Data supplied
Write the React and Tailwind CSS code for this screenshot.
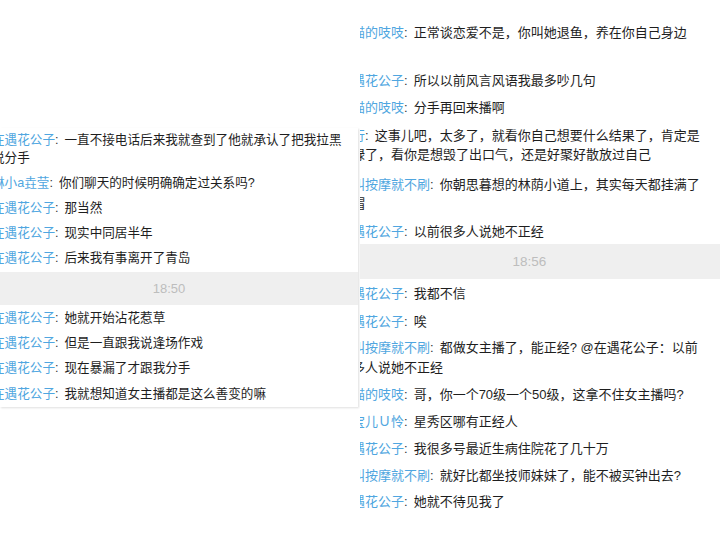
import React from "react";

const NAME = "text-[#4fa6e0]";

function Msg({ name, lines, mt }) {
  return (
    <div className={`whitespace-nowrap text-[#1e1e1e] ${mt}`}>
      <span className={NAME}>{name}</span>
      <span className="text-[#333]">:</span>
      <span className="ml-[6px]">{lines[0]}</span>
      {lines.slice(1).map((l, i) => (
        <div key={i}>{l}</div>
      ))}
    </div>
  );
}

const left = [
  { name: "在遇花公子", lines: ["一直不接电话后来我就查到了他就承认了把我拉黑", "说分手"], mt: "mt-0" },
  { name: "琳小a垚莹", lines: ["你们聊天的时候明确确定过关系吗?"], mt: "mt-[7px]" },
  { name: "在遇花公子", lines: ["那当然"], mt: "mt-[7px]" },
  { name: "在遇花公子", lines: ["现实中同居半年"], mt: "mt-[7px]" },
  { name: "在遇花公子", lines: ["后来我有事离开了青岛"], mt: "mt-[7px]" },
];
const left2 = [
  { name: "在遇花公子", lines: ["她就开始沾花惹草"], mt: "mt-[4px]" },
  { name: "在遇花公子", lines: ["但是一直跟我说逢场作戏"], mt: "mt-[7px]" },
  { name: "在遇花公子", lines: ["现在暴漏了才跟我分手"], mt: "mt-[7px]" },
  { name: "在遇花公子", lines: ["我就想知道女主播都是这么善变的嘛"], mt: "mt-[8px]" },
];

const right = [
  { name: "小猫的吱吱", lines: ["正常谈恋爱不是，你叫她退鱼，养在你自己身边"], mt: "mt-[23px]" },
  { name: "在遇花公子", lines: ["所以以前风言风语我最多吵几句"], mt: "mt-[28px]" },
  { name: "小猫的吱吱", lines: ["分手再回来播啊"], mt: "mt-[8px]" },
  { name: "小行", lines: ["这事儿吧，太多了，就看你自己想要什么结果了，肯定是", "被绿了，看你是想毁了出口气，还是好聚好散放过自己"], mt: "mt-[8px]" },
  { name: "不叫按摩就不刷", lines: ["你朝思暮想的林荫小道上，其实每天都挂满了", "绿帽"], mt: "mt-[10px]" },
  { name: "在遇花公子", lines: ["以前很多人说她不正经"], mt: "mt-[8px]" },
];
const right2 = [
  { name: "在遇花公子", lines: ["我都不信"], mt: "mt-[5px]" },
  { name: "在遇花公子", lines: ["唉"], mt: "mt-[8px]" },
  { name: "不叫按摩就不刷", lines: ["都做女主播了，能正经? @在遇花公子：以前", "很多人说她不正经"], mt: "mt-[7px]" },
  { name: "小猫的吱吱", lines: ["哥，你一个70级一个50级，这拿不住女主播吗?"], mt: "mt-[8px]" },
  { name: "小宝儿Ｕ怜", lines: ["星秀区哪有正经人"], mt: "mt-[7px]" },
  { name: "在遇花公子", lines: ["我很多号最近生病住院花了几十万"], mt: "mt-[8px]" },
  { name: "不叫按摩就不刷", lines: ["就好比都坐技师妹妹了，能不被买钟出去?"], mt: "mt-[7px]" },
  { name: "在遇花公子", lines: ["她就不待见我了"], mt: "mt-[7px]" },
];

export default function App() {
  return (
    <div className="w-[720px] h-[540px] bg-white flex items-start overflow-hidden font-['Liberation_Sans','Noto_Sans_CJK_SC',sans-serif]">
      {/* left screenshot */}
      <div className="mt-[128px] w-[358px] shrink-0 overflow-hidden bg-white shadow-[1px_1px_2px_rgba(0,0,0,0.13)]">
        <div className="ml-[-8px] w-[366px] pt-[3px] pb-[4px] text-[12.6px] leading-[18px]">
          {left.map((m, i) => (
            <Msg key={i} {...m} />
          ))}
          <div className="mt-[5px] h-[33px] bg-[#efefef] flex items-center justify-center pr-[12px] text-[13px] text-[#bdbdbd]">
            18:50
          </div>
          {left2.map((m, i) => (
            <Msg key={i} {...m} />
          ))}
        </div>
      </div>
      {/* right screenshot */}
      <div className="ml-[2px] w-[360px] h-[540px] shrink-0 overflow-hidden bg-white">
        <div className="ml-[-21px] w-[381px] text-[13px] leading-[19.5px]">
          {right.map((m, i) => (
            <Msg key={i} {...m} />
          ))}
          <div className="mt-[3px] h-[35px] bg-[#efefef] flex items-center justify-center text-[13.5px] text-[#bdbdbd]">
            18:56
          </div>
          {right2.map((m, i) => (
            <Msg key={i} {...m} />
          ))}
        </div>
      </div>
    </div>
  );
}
* * *
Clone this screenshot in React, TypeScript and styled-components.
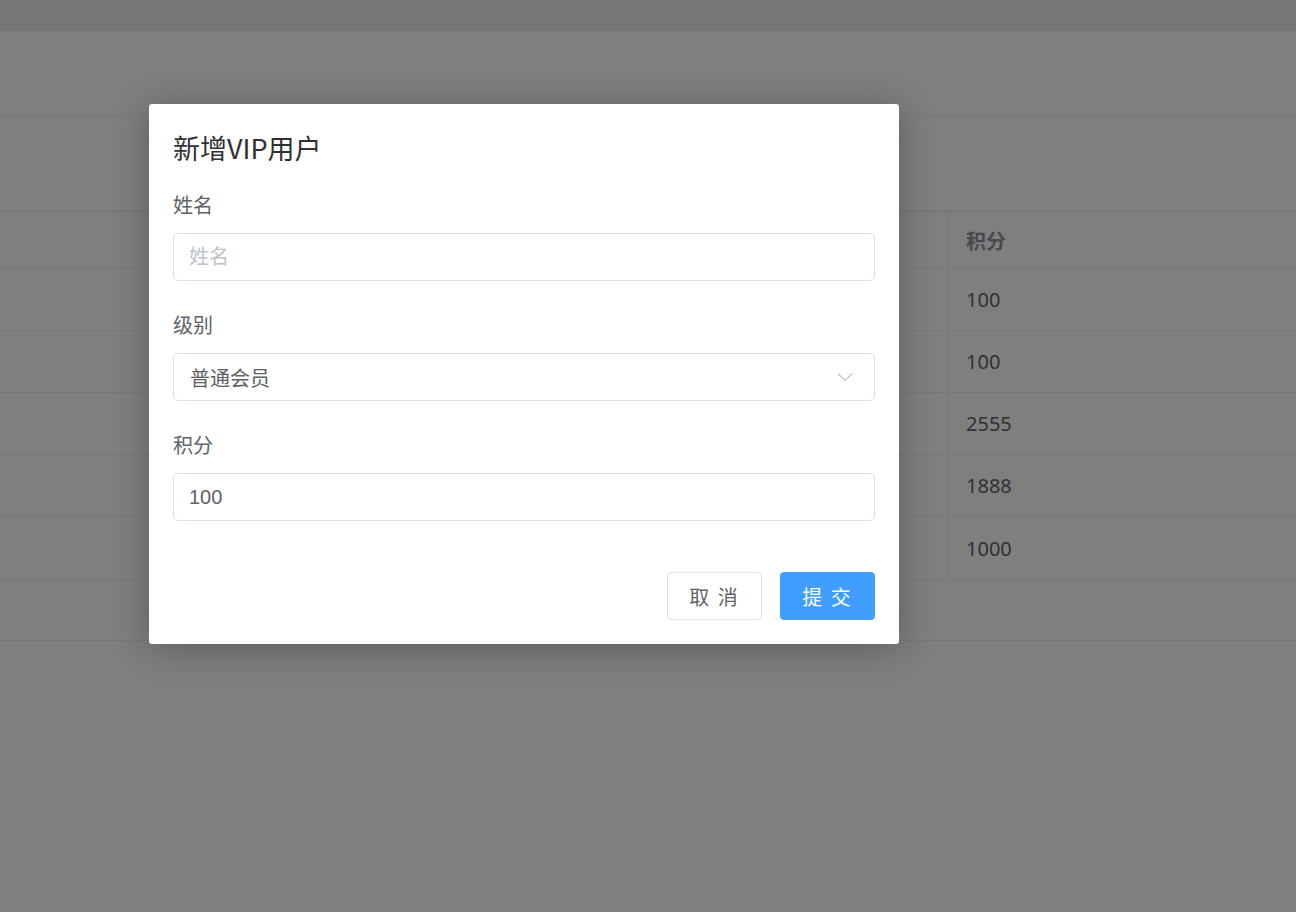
...
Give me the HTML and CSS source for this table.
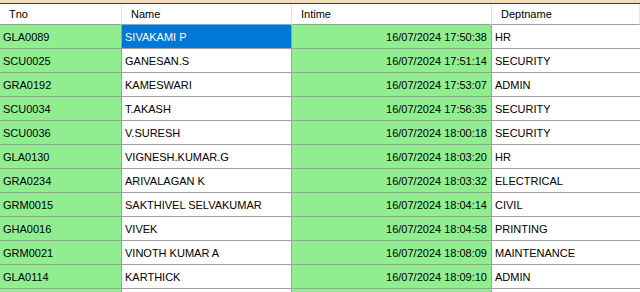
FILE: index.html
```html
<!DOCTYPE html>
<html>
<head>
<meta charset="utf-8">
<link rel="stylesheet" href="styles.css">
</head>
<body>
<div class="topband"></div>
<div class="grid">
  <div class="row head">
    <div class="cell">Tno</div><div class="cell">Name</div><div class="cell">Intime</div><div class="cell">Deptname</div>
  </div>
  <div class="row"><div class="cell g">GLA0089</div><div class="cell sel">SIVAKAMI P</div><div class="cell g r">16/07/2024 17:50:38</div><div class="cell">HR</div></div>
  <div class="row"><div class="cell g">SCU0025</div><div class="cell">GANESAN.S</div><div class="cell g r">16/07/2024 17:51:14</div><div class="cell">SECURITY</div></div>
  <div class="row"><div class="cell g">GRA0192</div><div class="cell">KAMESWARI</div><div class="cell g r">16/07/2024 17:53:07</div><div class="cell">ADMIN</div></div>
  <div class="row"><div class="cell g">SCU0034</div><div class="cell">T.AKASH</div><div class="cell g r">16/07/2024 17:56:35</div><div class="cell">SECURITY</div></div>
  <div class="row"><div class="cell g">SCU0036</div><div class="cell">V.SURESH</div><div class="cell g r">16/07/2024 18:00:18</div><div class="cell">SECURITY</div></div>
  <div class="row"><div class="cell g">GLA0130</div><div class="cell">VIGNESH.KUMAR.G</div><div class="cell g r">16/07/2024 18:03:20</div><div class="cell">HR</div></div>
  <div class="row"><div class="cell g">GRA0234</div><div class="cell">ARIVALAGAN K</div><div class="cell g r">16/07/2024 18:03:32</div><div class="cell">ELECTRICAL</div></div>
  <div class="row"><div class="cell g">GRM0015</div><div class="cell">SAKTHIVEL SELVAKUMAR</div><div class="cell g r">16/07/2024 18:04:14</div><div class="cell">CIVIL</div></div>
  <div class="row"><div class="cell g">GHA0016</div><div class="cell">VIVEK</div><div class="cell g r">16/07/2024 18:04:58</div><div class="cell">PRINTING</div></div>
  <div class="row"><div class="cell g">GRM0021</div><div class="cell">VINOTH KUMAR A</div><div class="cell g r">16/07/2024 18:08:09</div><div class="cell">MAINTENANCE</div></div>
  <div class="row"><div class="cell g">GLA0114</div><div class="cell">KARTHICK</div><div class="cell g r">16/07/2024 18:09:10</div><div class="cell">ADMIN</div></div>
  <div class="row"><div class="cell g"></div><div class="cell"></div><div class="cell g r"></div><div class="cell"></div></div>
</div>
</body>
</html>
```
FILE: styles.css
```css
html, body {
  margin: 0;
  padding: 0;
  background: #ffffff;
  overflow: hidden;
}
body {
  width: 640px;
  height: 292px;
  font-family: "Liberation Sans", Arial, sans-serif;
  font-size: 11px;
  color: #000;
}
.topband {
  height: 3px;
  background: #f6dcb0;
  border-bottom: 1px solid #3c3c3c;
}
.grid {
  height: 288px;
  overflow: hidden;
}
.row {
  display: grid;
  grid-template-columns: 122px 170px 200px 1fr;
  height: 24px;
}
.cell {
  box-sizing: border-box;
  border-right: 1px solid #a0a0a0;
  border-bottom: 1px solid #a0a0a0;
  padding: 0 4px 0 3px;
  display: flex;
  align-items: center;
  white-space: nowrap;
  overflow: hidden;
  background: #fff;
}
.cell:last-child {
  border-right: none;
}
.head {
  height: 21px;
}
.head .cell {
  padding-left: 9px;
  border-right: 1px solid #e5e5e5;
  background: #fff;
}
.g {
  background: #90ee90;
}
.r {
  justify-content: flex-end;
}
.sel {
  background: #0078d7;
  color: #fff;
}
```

Your instructions
Check each line of the entries for the string "screenshot". Copy the lines that have it.

Answer to this problem
Write the React and Tailwind CSS code for this screenshot.
      {/* left screenshot */}
      {/* right screenshot */}
Clone this screenshot in React, TypeScript and styled-components.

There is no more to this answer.